Having reached this point in our analysis, we conclude that the court properly exercised its discretion in opening the case. Having found the defendant’s conduct to be violative of the Rules of Professional Conduct, the court turned its attention to the second part of its deliberations, the imposition of sanctions. It noticed an evidentiary void and, in the interest of justice, asked the parties to address the matter. As a result, the court opened the case on June 5, 2001, within 120 days from the February 5, 2001 completion date of the trial. After the court conducted the additional hearing on the issue of sanctions, the new completion date of the trial was July 24, 2001. The court rendered its judgment against the plaintiff on August 22, 2001, well within the statutory time period.

Because the court was well within its province to open the case within the 120 days after the completion date of the trial, it legally and logically concluded that it retained the power to exercise its jurisdiction over the parties. Accordingly, we conclude that the court’s denial of the defendant’s motion for a mistrial resulted from a proper exercise of its discretion.

The judgment is affirmed.

In this opinion the other judges concurred. 
      
       The defendant raises fourteen other claims in his brief. Having reviewed the claims, we conclude that they are without merit. Although we decline to discuss them, our disposition of one of them warrants a brief explanation. In support of that claim, the defendant points out that the court, in its memorandum of decision, cited Practice Book § 2-41 (e) for the proposition that “[t]he sole issue to be determined in the presentment proceeding shall be the extent of the final discipline to be imposed . . . .” The defendant argues that because Practice Book § 2-41 governs discipline of attorneys who have been convicted of a felony in a jurisdiction other than Connecticut, a circumstance not implicated in this matter, the court’s citation to that section was “fatal to the validity of its decision.” We disagree with that claim, and it suffices to note that although the court’s sole reference to Practice Book § 2-41 was erroneous, such error was harmless.
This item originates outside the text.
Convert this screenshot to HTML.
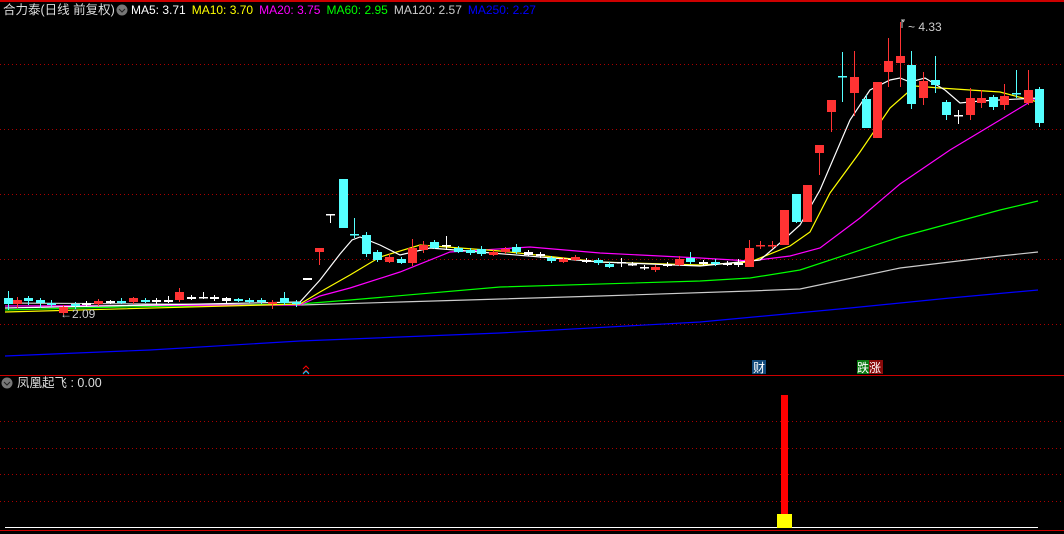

After reviewing the memorandum of decision, it is obvious that the court did not base its decision on that section; rather, the court properly conducted a two-pronged analysis. First, it determined by clear and convincing evidence that the defendant had violated the Rules of Professional Conduct. Second, after considering appropriate factors, the court imposed what it concluded was an appropriate sanction against the defendant for such violation. For those reasons, we conclude that the court’s reference to Practice Book § 2-41, although improper, had no bearing on its decision.
     
      
       See Practice Book § 2-47.
     
      
       Rule 1.15 (b) of the Rules of Professional Conduct provides in relevant part: “Upon receiving funds ... in which a client or third person has an interest, a lawyer shall promptly notify the client or third person. Except as stated in this rule or otherwise permitted by law or agreement with the client, a lawyer shall promptly deliver to the client or third person any funds . . . that the client or third person is entitled to receive and, upon request by the client or third person, shall promptly render a full accounting regarding such property.”
     
      
       Rule 8.4 of the Rules of Professional Conduct provides in relevant part: “It is professional misconduct for a lawyer to . . .
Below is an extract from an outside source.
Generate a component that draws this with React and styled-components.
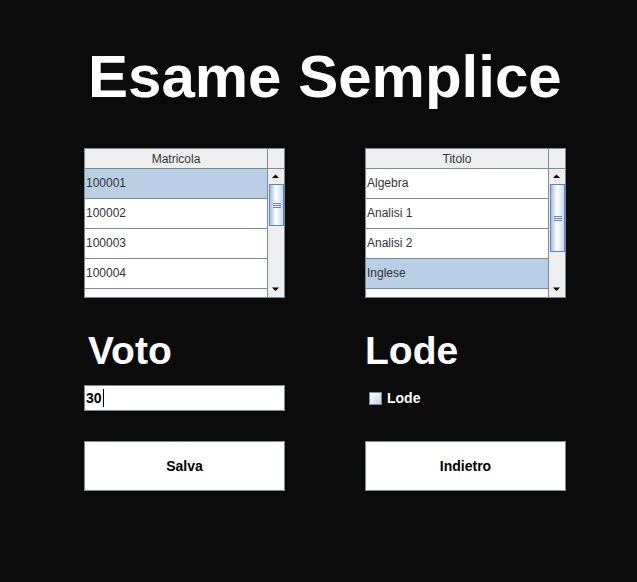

      “(2) Commit a criminal act that reflects adversely on the lawyer’s honesty, trustworthiness or fitness as a lawyer in other respects . . . .”
     
      
       Rule 8.4 of the Rules of Professional Conduct provides in relevant part: “It is professional misconduct for a lawyer to . . .
      “(3) Engage in conduct involving dishonesty, fraud, deceit or misrepresentation . . . .”
     
      
       The order stated in relevant part: “A hearing will be held as to an appropriate disposition on July 24, 2001, at 2 p.m. The parties are hereby ordered to be prepared to address the aggravating and mitigating factors set forth in §§ 9.22 and 9.32, respectively, of the American Bar Association’s Standards for Imposing Lawyer Sanctions. A memorandum will follow that hearing.”
     
      
       General Statutes § 51-183b provides: “Any judge of the Superior Court and any judge trial referee who has the power to render judgment, who has commenced the trial of any civil cause, shall have power to continue such trial and shall render such judgment not later than one hundred and twenty days from the completion date of the trial of such civil cause. The parties may waive the provisions of this section.”
     
      
       “[T]he defect in a late judgment is that it implicates the trial court’s power to continue to exercise jurisdiction over the parties before it. . . . A delay in decision beyond that authorized by the statute makes the decision voidable and, absent waiver, requires a new trial.” (Citations omitted; internal quotation marks omitted.) Lauer v. Zoning Commission, 246 Conn. 251, 255-56, 716 A.2d 840 (1998); see also Waterman v. United Caribbean, Inc., 215 Conn. 688, 691-93, 577 A.2d 1047 (1990).
     
      
       Although the defendant argues in his brief, as he did at trial, that prior to the hearing, he did not know whether the court sought to elicit additional evidence, we note that the defendant filed a motion for a continuance on July 23, 2001. The defendant informed the court that the purpose of the motion was to give him additional time “to obtain character witnesses” to testify on his behalf at the July 24,2001 hearing. The court denied the motion for a continuance after the defendant conceded that he was not aware of any actual scheduling conflicts that precluded witnesses from so testifying. The defendant's conduct in filing the motion and the substance of his arguments to the court in support thereof, as well as his presentation of evidence at the hearing itself, belie his representation that he was unsure whether the court would admit additional evidence at the hearing.